Thereafter, it is open to the appropriate authority to consider and refuse or grant the licence for the reasons to be mentioned in the order. Since this exercise had not been performed, the High Court was not justified in directing the appellants to issue the licence. Accordingly, we set aside the directions issued by the High Court. Instead, the State is directed to issue notice to the respondent-Company on grounds on which they propose to take action in case they feel that it is not feasible to issue the licence to the respondent-Company, together with the material in their custody on the basis of which they formed that opinion. This should be done within a period of one month from the date of the receipt of this order. On receipt thereof, it would be open to the respondent-Company to submits its response and any other material in supports of its claim.

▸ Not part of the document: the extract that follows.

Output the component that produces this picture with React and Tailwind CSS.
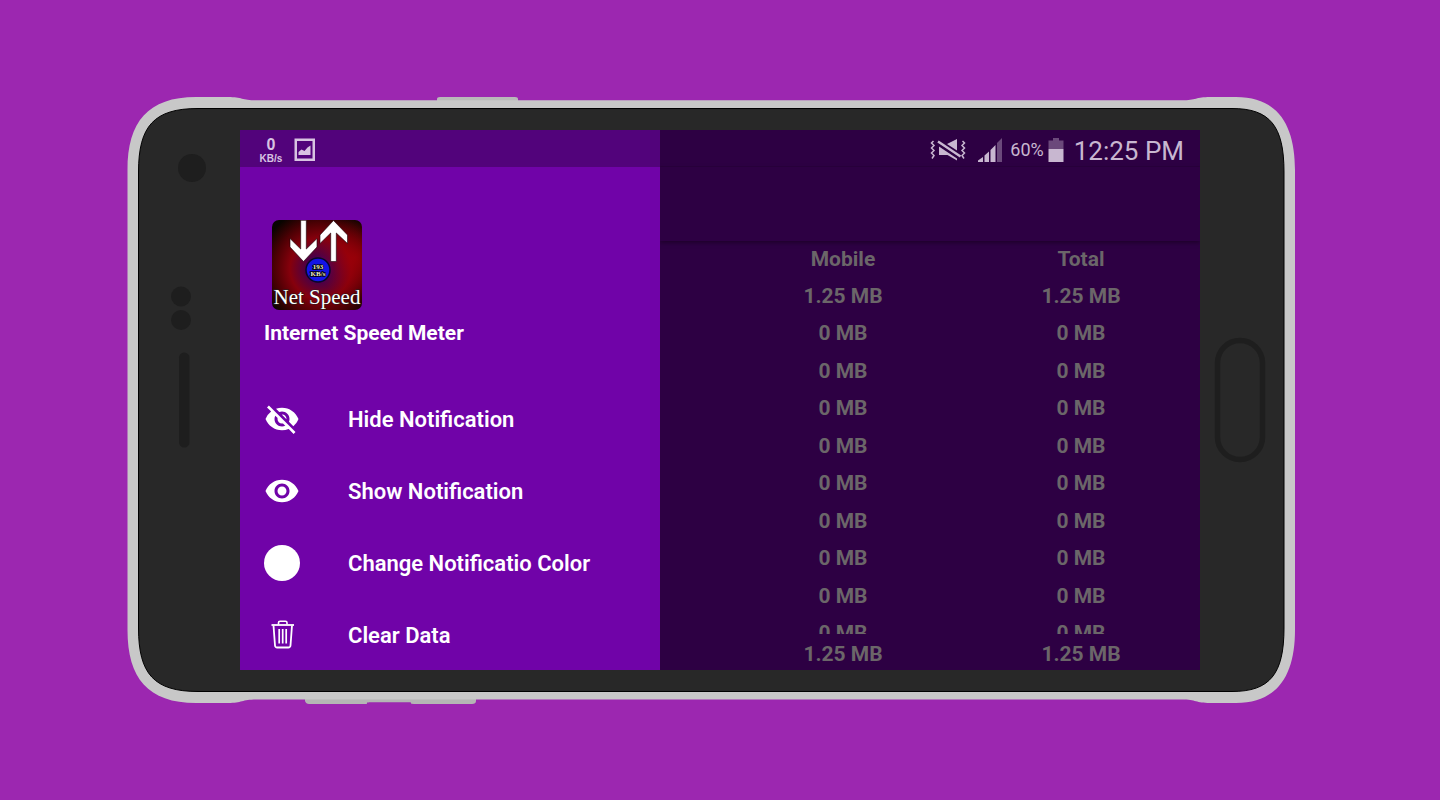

On receipt thereof, the licensing authority would consider the case and pass appropriate order and communicate the same within a period of two months therefrom to the respondent-Company by registered post with acknowledgement due.

Our setting aside the order of the High Court may not be construed to mean that exercise of the statutory power of the licensing authority is fettered in any way.

Shri Dholakia brought to our notice that some material appears to be confidential and, therefore, it is not advisable in the expediency of public administration to disclose the same by supplying copies thereof. If that is so, the competent authority is at liberty to allow inspection of such material by the counsel for the respondent-Company and on inspection thereof, it would be open to them to submit their response.

The appeal is accordingly allowed. No costs.